What have been some of your most empowering educational experiences?  This doesn’t have to be in school – it could be outside of school.

 Liam's caring nature helps him make friends with all - even ladybugs.

Liam's caring nature helps him make friends with all - even ladybugs.

 

I’d have to think for a while to think for the biggest ones, but pretty recently I asked my mom if there were any rules she could tell me to help me get through a test, and she told me that she didn’t believe in rules and that kids should just understand how the mathematical ideas work instead of just memorizing rules. She said it’s better to know how it works and why it works.

 

What made that empowering?

 

I think it will help me more in the future, and it helped me for that test, to instead of just memorizing rules, really think about the math and think about how it works. I basically did what my mom said and didn’t just memorize rules.

 

In taking that idea and applying it to the real world, do you think that kind of approach to problem solving is helpful and should that be a bigger part of school?
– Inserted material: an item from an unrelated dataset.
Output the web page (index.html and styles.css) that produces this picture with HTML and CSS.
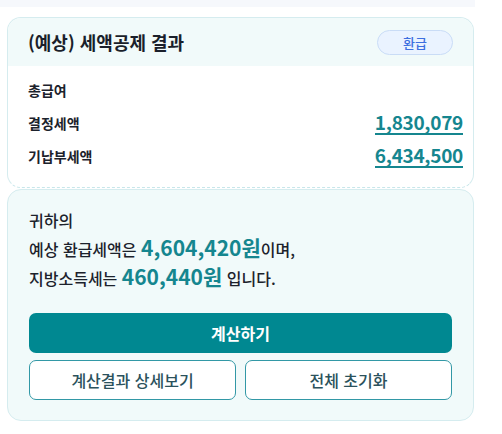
FILE: index.html
```html
<!DOCTYPE html>
<html lang="ko">
<head>
<meta charset="utf-8">
<link rel="stylesheet" href="styles.css">
</head>
<body>
<div class="topbar"></div>
<div class="wrap">
  <section class="card result">
    <header class="result-head">
      <h2 class="title">(예상) 세액공제 결과</h2>
      <span class="badge">환급</span>
    </header>
    <div class="result-body">
      <div class="row"><span class="label">총급여</span></div>
      <div class="row"><span class="label">결정세액</span><a class="amount">1,830,079</a></div>
      <div class="row"><span class="label">기납부세액</span><a class="amount">6,434,500</a></div>
    </div>
  </section>
  <section class="card summary">
    <p class="line">귀하의</p>
    <p class="line">예상 환급세액은 <strong class="hl">4,604,420원</strong>이며,</p>
    <p class="line">지방소득세는 <strong class="hl">460,440원</strong> 입니다.</p>
    <div class="actions">
      <button class="btn primary">계산하기</button>
      <div class="btn-row">
        <button class="btn outline">계산결과 상세보기</button>
        <button class="btn outline">전체 초기화</button>
      </div>
    </div>
  </section>
</div>
</body>
</html>
```
FILE: styles.css
```css
* { box-sizing: border-box; }
body {
  margin: 0;
  background: #ffffff;
  font-family: "Noto Sans CJK KR", "Noto Sans", sans-serif;
  color: #1c222c;
}
.topbar {
  width: 475px;
  height: 7px;
  background: #f6f8fc;
}
.wrap {
  width: 467px;
  margin-left: 7px;
  padding-top: 10px;
}
.card {
  border: 1px solid #d5ecef;
  border-radius: 14px;
}
.result {
  background: #ffffff;
  border-bottom: 1px dashed #c7e6ea;
  overflow: hidden;
}
.result-head {
  height: 48px;
  background: #f1fafa;
  display: flex;
  align-items: center;
  justify-content: space-between;
  padding: 0 20px;
}
.title {
  margin: 0;
  font-size: 18px;
  font-weight: 700;
  color: #1a1f2b;
}
.badge {
  width: 76px;
  height: 25px;
  border-radius: 13px;
  background: #eaf3ff;
  border: 1px solid #c9dcf6;
  color: #3d6fe0;
  font-size: 13px;
  font-weight: 500;
  display: flex;
  align-items: center;
  justify-content: center;
}
.result-body {
  padding: 7px 10px 15px 20px;
}
.row {
  height: 33px;
  display: flex;
  align-items: center;
  justify-content: space-between;
}
.label {
  font-size: 14px;
  font-weight: 700;
  color: #1c222c;
}
.amount {
  font-size: 19px;
  font-weight: 700;
  color: #15868f;
  line-height: 22px;
  border-bottom: 2px solid #15868f;
  letter-spacing: -0.3px;
}
.summary {
  margin-top: 1px;
  background: #f1fafa;
  padding: 17px 21px 20px 21px;
}
.line {
  margin: 0;
  font-size: 16px;
  font-weight: 500;
  line-height: 27px;
  color: #1c222c;
}
.hl {
  font-size: 21px;
  font-weight: 700;
  color: #15868f;
}
.actions {
  margin-top: 21px;
  display: flex;
  flex-direction: column;
  gap: 7px;
}
.btn {
  height: 40px;
  border-radius: 7px;
  font-family: inherit;
  font-size: 16px;
  cursor: pointer;
}
.primary {
  width: 100%;
  background: #008891;
  border: none;
  color: #ffffff;
  font-weight: 700;
}
.btn-row {
  display: flex;
  gap: 9px;
}
.outline {
  flex: 1;
  background: #ffffff;
  border: 1.5px solid #3298a6;
  color: #2b525c;
  font-weight: 500;
}
```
Would it be better to, instead of memorization, have more understanding?

 

I do think that would help a lot, and it would help people to learn more. If you just have all these random facts going around in your head it might be hard to keep them straight, but if you have this understanding of what works because of how it makes sense, it would be easier to learn more and keep it all in your head.

 

 

Tell me about a teacher who impacted your life.

 

My last teacher, for when I was in 3rd and 4th grade, was named Mr. Garcia. He did a lot of things, especially in math, that really helped me. The main thing that he did in math to help was emphasizing multiplication. He drilled it into our heads over and over again, and I’ve found that multiplication is a very important part of doing more complicated things in math, so it’s a very important base to have.